ON THE STATE OF THE ECONOMY

(Published in the April 2012 issue of “Pique” Magazine)

With the present government’s last budget presentation approaching, the finance ministry finds itself in a difficult position having to justify downward revision of practically all important indicators. And even through this practice has become routine over time, the outgoing year’s revenue situation paints a particularly disturbing picture. With the text net not expanding, exports still without crucial value addition, growth too low to stimulate employment and subsequent consumer spending, it seems a number of factors are converging just as  the general election is approaching. It is becoming increasingly difficult to foresee a situation other than deficits bloating, the rupee weakening further, and a balance of payments crises being triggered.

There can be little doubt that hard times have come upon manufacturing and industry.  Despite hollow promises at the time of the last budget, industry is simply not growing. Therefore, whatever quantum increases in revenue the present environment brings will come from inflation, not any meaningful increase in the productivity or sectoral growth. The agricultural sector, on the other hand, continues to be an untapped resource for the exchequer. The sector in itself comprises an approximately Rs4.5 Trillion economy. Yet contribute zero to the revenue mechanism. Even with the modest taxation rate, it can contribute to the tune of Rs200 billion to the national kitty. Yet there is no political will to posture towards such an arrangement. Similarly, the real estate sector should provide approximately Rs300 billion in taxes.

Unfortunately, the sectors under the text net are either not growing or are in proper recession. In the present situation, it is imperative that political parties from across the spectrum achieve consensus on an action plan to safeguard the economy. It is ironic that political considerations can be compromised within consensus is needed to enhance powers of politicians via arrangements such as the 18th, 19th and 20th amendments, yet there can be no show of unity when economic survival is in question. The way things are going, if we cannot chalk out a coherent strategy detailing how we can increase revenue, stabilise the economy, reduce dependence on foreign resources and protect our sovereignty, we will not be able to overcome the current bout with stagflation for a very long time. If our sovereignty is to be protected, we must propose measures aimed at generating resources from within the country.

At the risk of repetition, no credible start can be made without overhauling the tax structure. Beyond a certain level of earning, all income has to be taxed. Yet we see serious political opposition to the issue of taxing the agri sector. It is the clout that prevents the rich from being taxed. We need to move beyond this point where the rich keep themselves from being brought into the revenue net. Without such measures, the revenue jump required to stay afloat will not materialise. Otherwise, the earning situation will remain chronic. Foreign assistance, so far the main survival line for our economy, is drying out.  Even committed funds are struggling to find their way through. So, we’ll just end up printing more money, with its own inflationary spill-over effects.
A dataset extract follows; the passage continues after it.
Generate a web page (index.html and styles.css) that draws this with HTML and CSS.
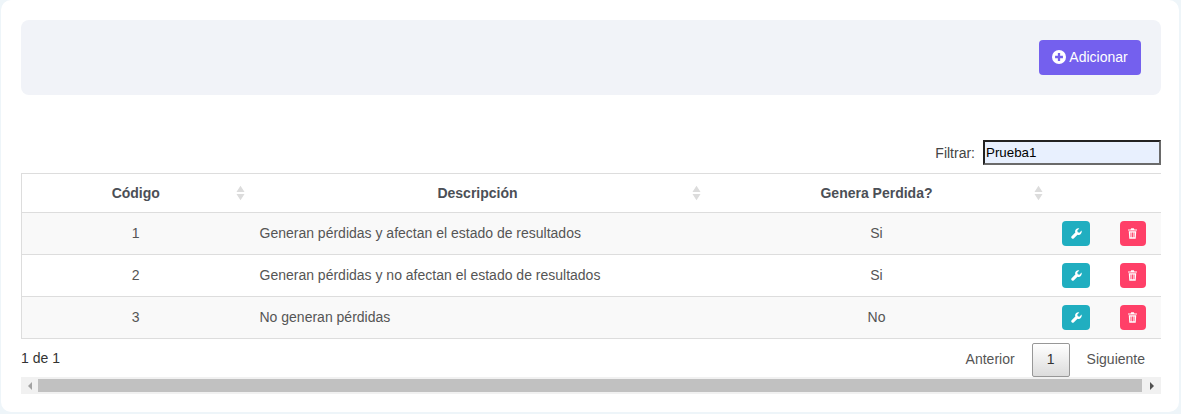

Up until now, reserves have been in good shape on healthy export earnings ever since the international price-hike in the cotton market bid up the value of our most tradable goods. But the buoyancy is now beginning to deflate. Remittances have been the saving feature, but by their very nature they are an uncertain long term bet, a phenomenon whose direction cannot ascertained with surety. Once economic and financial security returns to parts of the Gulf and Europe, the remittance trend is likely to alter, with people finding alternate avenues to park their investments. For now, though, our exports are dropping and imports on the rise. And with big IMF payments due, the reserve position will come under immense strain, putting downward pressure on the rupee. After all, we can print more rupees, but we can’t print any dollars. The current state of affairs in not very encouraging.

In this backdrop, the compulsion of a people-friendly election-year budget will further compound problem. Targeted fiscal expansion is an essential shot in the arm for a struggling economy, but when such measures are incorporated an ad hoc basis, they tend to lose significance. The result is further pressure on the government’s reserves. Since our accounts are already in red, the economy cannot really afford populist measures to keep a government in office whose record is already not much to write home about.

Interestingly, our deficit problems have simple, textbook remedies. All they require is political will, if the government is able to follow a simple to-do list, it can bring the fiscal deficit considerably down by the time of the next budget. One, all unnecessary leakages must be blocked immediately, especially needless Rs4 billion annual drain from sick public sector enterprises littered with political appointees. Two, all political stakeholders must be made to agree on the central importance of taxing the agriculture and other untaxed sectors. Three, provinces must build capacity (as well as will) to reciprocate transfer of revenue generation authority via the 18th amendment. Four, industry must deliver value addition to add quality to the export basket. The weakening rupee environment has only one potential upside – increased exports. Unless we make our exports more competitive this advantage will be lost.  Five, prime focus must remain on controlling the fiscal deficit in order to prevent inflation and balance of payment problems. These are seemingly simple steps, but they test the political resolve of the incumbent to the maximum, especially in an election year. At stake is the medium to long term survival of the economy. How the next year plays out will tell a lot.

The writer is General Secretary PML(Likeminded) and former Commerce Minister.